Whiskey Tango Foxtrot is, it must be said, also not nearly as good as 30 Rock – but it is her first movie role that seems to have been tailored specifically for Fey, and yet also allows her to stretch a little in terms of crossing that magical divide into drama. In the film, Fey plays Kim Baker, a 40 something reporter living in New York, who has a very unglamorous of writing copy for news anchors to deliver. It’s a comfy job – but Baker is unhappy. She’s unmarried, but does have a boyfriend (Josh Charles – who is becoming the go to for seemingly nice guy boyfriends/husbands/afterthoughts in movies like this) – but that doesn’t seem to bother her much. But she’s stuck. It’s 2003, and the network is looking for volunteers to head over to Kabul, Afghanistan to cover the war that is already becoming an afterthought in the wake of Iraq. She gets there – and has no real idea what she’s doing. She fumbles and stumbles for a bit – and then finds her bearings. Not only is she good at this job – she loves it, and starts getting addicted to adrenaline of being in a warzone. What she needs though are good stories – and there is a numbing sameness in this war that makes them hard to find.
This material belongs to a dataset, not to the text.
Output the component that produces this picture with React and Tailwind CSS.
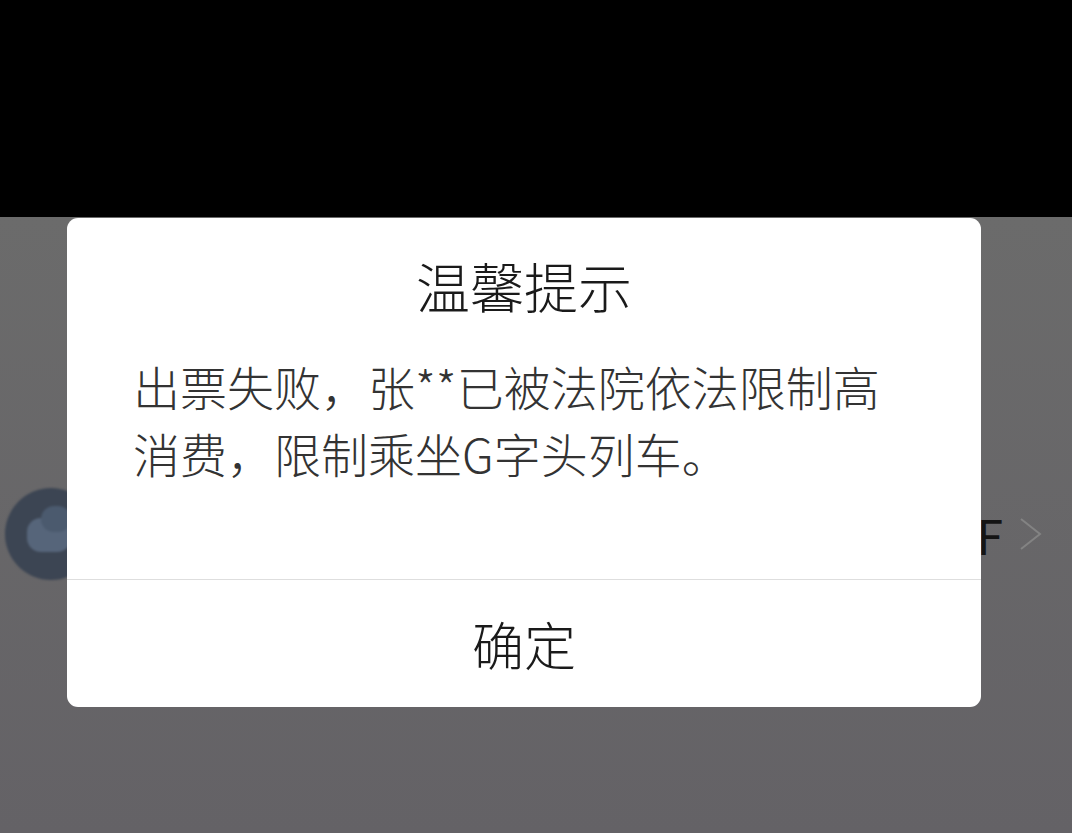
const cjk = { fontFamily: '"Noto Sans CJK SC", "Noto Sans", sans-serif' };

function BackgroundRow() {
  return (
    <div className="mt-[271px] flex h-[92px] items-center justify-between pl-[5px] pr-[29px]">
      <div className="relative h-[92px] w-[92px] rounded-full bg-[#3c4553] blur-[1px]">
        <div className="absolute left-[22px] top-[30px] h-[34px] w-[44px] rounded-[14px] bg-[#56657a]" />
        <div className="absolute left-[36px] top-[18px] h-[26px] w-[30px] rounded-full bg-[#4b5a6e]" />
      </div>
      <div className="flex items-center gap-[16px]">
        <span className="text-[48px] leading-none text-[#141414]" style={cjk}>F</span>
        <svg width="24" height="32" viewBox="0 0 24 32" fill="none" className="blur-[0.5px]">
          <path d="M2 1 L21 16 L2 31" stroke="#838383" strokeWidth="2" />
        </svg>
      </div>
    </div>
  );
}

function AlertDialog() {
  return (
    <div className="absolute left-[67px] top-[1px] flex h-[489px] w-[914px] flex-col overflow-hidden rounded-[11px] bg-white" style={cjk}>
      <div className="flex h-[362px] flex-col border-b border-[#dedede]">
        <div className="mt-[41px] text-center text-[54px] font-light leading-[54px] text-[#1a1a1a]">温馨提示</div>
        <div className="mt-[39px] whitespace-nowrap pl-[66px] text-[47px] font-light leading-[67px] text-[#333333]">
          出票失败，张**已被法院依法限制高
          <br />
          消费，限制乘坐G字头列车。
        </div>
      </div>
      <button type="button" className="flex flex-1 items-center justify-center text-[52px] font-light leading-none text-[#1a1a1a]">
        确定
      </button>
    </div>
  );
}

export default function App() {
  return (
    <div className="flex h-[833px] w-[1072px] flex-col overflow-hidden bg-black">
      <div className="h-[217px] shrink-0 bg-black" />
      <div className="relative flex-1 bg-gradient-to-b from-[#6b6b6b] to-[#646266]">
        <BackgroundRow />
        <AlertDialog />
      </div>
    </div>
  );
}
Other characters enter her bubble – or “Kabubble” as they say in the movie. There’s Tanya Vanderpoel (Margot Robbie), a fellow female journalist, who is addicted to life well before Kim ever sets foot in Afghanistan. She helps show Kim the ropes – but she is even more career centrist than Kim is. Of course, there has to be a love interest – and that’s Martin Freeman’s Iain MacKelpie – a Scottish photographer, who of course is an asshole at first, before revealing his more human side. There’s a wonderful supporting turn by Billy Bob Thornton as a deadpan general – which continues to show just how good Thornton is at comedy.

Of course, we also have to mention the whitewashing that Whiskey Tango Foxtrot does. There are basically only two major roles for Afghans in the film – the broad role of the corrupt Attorney General with a crush on Kim and the sympathetic role of Baker’s guide/translator Fahim, who she grows genuinely close to. The filmmakers cast two gifted actors in those roles – Alfred Molina has a lot of fun as the Attorney General, delivering the type broad comedic performance that you hire Alfred Molina to give – fake beard and all. And Christopher Abbott, so good in last year’s James White, finds some quietly touching moments in his performance of the soft spoken Fahim – who understands everything, and genuinely cares about Baker. Both are fine performances – but both are given to non-Afghan, even non-Arab actors. It’s a source of continual depression on my part that even the few Hollywood movies that have good roles for non-white actors, continually cast white actors in those roles anyway. I know the filmmakers said they searched, and cast the best actors available – and again, both Molina and Abbott are fine in the film, but come on. Michael Fassbender may be the best actor available, but I still wouldn’t cast him to play Malcolm X.

The whitewashing in a problem in the movie to be sure, but not a fatal one. Overall, the film works best when it’s focused on Baker anyway – moving from scared to confident to risk taking to stupid risk taking, before she smartly pulls back. It’s a portrait of the type of women we do not see often enough in American movies. Yes, there is a love interest in Whiskey Tango Foxtrot – but that relationship hardly defines Baker – and it’s not something that she’s willing to sacrifice her career for. It’s a wonderful showcase for Fey – particularly in the way that it eases her character into those changes. It starts off very much like a Tina Fey comedy, and then becomes more and more dramatic as it moves along – and Fey holds it together the whole time. It’s hardly a great movie – I’m not sure it has anything all that new to add to conversation, either about journalism or the wars in Afghanistan – but it’s a solid movie – and hopefully represents the start of a new phase in Fey’s movie career. She’s surely capable of it.